* TASK INSTRUCTIONS *
Return each line of the material verbatim.

* DATASET EXCERPT *

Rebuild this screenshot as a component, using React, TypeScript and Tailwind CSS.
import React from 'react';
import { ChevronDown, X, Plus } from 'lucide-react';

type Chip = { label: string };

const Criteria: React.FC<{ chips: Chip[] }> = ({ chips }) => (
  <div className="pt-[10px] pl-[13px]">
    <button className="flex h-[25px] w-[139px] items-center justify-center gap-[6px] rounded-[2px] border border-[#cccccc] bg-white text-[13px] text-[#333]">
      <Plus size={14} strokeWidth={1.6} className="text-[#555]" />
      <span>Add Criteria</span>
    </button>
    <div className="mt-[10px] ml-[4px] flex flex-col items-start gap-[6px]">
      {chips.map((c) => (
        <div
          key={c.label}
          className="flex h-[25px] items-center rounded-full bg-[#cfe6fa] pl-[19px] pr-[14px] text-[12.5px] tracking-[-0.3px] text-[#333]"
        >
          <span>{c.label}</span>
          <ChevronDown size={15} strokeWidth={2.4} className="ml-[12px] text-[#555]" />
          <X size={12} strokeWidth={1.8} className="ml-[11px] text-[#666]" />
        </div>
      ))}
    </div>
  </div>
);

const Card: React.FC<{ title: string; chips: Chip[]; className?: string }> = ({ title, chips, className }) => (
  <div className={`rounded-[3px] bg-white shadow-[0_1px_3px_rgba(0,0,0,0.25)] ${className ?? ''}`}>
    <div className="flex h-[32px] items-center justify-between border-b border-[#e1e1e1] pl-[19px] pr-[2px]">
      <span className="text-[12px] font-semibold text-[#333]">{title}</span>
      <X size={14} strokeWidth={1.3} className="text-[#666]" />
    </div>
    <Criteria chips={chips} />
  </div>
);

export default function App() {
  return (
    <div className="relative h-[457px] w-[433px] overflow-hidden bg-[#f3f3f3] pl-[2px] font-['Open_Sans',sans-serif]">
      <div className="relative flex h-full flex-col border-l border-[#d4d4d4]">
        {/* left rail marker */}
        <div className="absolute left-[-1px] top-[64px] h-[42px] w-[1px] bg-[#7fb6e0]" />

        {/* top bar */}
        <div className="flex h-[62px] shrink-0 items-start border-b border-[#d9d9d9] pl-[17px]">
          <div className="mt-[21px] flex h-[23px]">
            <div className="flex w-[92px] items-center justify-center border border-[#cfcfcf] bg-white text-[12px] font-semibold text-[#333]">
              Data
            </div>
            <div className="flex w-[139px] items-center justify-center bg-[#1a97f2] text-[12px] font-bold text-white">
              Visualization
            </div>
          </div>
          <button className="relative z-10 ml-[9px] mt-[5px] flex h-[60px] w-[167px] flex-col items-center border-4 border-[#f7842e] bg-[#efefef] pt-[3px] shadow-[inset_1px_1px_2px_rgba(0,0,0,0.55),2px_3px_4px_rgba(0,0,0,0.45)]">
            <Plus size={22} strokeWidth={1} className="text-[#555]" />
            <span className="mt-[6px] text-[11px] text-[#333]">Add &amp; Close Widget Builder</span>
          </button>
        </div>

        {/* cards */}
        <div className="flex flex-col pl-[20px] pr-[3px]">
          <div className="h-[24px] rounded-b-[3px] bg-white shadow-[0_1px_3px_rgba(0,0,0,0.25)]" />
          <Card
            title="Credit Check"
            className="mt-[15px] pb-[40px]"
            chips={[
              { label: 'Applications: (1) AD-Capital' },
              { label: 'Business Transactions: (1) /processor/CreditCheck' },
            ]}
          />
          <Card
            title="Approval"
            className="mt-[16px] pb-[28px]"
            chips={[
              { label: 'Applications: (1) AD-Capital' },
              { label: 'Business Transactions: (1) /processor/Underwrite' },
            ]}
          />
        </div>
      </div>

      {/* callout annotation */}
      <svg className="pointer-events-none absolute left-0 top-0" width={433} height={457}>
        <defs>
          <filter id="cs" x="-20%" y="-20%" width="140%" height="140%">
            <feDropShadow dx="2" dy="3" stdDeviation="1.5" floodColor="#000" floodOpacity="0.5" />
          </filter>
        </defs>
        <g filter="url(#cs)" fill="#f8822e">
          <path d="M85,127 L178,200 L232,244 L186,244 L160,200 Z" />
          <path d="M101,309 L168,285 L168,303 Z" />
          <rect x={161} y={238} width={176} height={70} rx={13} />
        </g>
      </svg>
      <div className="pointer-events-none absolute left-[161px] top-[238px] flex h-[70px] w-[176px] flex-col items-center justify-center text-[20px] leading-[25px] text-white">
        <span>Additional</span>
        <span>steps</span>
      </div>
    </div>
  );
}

* EXERCISE ANSWER *
Rebuild this screenshot as a component, using React, TypeScript and Tailwind CSS.
import React from 'react';
import { ChevronDown, X, Plus } from 'lucide-react';

type Chip = { label: string };

const Criteria: React.FC<{ chips: Chip[] }> = ({ chips }) => (
  <div className="pt-[10px] pl-[13px]">
    <button className="flex h-[25px] w-[139px] items-center justify-center gap-[6px] rounded-[2px] border border-[#cccccc] bg-white text-[13px] text-[#333]">
      <Plus size={14} strokeWidth={1.6} className="text-[#555]" />
      <span>Add Criteria</span>
    </button>
    <div className="mt-[10px] ml-[4px] flex flex-col items-start gap-[6px]">
      {chips.map((c) => (
        <div
          key={c.label}
          className="flex h-[25px] items-center rounded-full bg-[#cfe6fa] pl-[19px] pr-[14px] text-[12.5px] tracking-[-0.3px] text-[#333]"
        >
          <span>{c.label}</span>
          <ChevronDown size={15} strokeWidth={2.4} className="ml-[12px] text-[#555]" />
          <X size={12} strokeWidth={1.8} className="ml-[11px] text-[#666]" />
        </div>
      ))}
    </div>
  </div>
);

const Card: React.FC<{ title: string; chips: Chip[]; className?: string }> = ({ title, chips, className }) => (
  <div className={`rounded-[3px] bg-white shadow-[0_1px_3px_rgba(0,0,0,0.25)] ${className ?? ''}`}>
    <div className="flex h-[32px] items-center justify-between border-b border-[#e1e1e1] pl-[19px] pr-[2px]">
      <span className="text-[12px] font-semibold text-[#333]">{title}</span>
      <X size={14} strokeWidth={1.3} className="text-[#666]" />
    </div>
    <Criteria chips={chips} />
  </div>
);

export default function App() {
  return (
    <div className="relative h-[457px] w-[433px] overflow-hidden bg-[#f3f3f3] pl-[2px] font-['Open_Sans',sans-serif]">
      <div className="relative flex h-full flex-col border-l border-[#d4d4d4]">
        {/* left rail marker */}
        <div className="absolute left-[-1px] top-[64px] h-[42px] w-[1px] bg-[#7fb6e0]" />

        {/* top bar */}
        <div className="flex h-[62px] shrink-0 items-start border-b border-[#d9d9d9] pl-[17px]">
          <div className="mt-[21px] flex h-[23px]">
            <div className="flex w-[92px] items-center justify-center border border-[#cfcfcf] bg-white text-[12px] font-semibold text-[#333]">
              Data
            </div>
            <div className="flex w-[139px] items-center justify-center bg-[#1a97f2] text-[12px] font-bold text-white">
              Visualization
            </div>
          </div>
          <button className="relative z-10 ml-[9px] mt-[5px] flex h-[60px] w-[167px] flex-col items-center border-4 border-[#f7842e] bg-[#efefef] pt-[3px] shadow-[inset_1px_1px_2px_rgba(0,0,0,0.55),2px_3px_4px_rgba(0,0,0,0.45)]">
            <Plus size={22} strokeWidth={1} className="text-[#555]" />
            <span className="mt-[6px] text-[11px] text-[#333]">Add &amp; Close Widget Builder</span>
          </button>
        </div>

        {/* cards */}
        <div className="flex flex-col pl-[20px] pr-[3px]">
          <div className="h-[24px] rounded-b-[3px] bg-white shadow-[0_1px_3px_rgba(0,0,0,0.25)]" />
          <Card
            title="Credit Check"
            className="mt-[15px] pb-[40px]"
            chips={[
              { label: 'Applications: (1) AD-Capital' },
              { label: 'Business Transactions: (1) /processor/CreditCheck' },
            ]}
          />
          <Card
            title="Approval"
            className="mt-[16px] pb-[28px]"
            chips={[
              { label: 'Applications: (1) AD-Capital' },
              { label: 'Business Transactions: (1) /processor/Underwrite' },
            ]}
          />
        </div>
      </div>

      {/* callout annotation */}
      <svg className="pointer-events-none absolute left-0 top-0" width={433} height={457}>
        <defs>
          <filter id="cs" x="-20%" y="-20%" width="140%" height="140%">
            <feDropShadow dx="2" dy="3" stdDeviation="1.5" floodColor="#000" floodOpacity="0.5" />
          </filter>
        </defs>
        <g filter="url(#cs)" fill="#f8822e">
          <path d="M85,127 L178,200 L232,244 L186,244 L160,200 Z" />
          <path d="M101,309 L168,285 L168,303 Z" />
          <rect x={161} y={238} width={176} height={70} rx={13} />
        </g>
      </svg>
      <div className="pointer-events-none absolute left-[161px] top-[238px] flex h-[70px] w-[176px] flex-col items-center justify-center text-[20px] leading-[25px] text-white">
        <span>Additional</span>
        <span>steps</span>
      </div>
    </div>
  );
}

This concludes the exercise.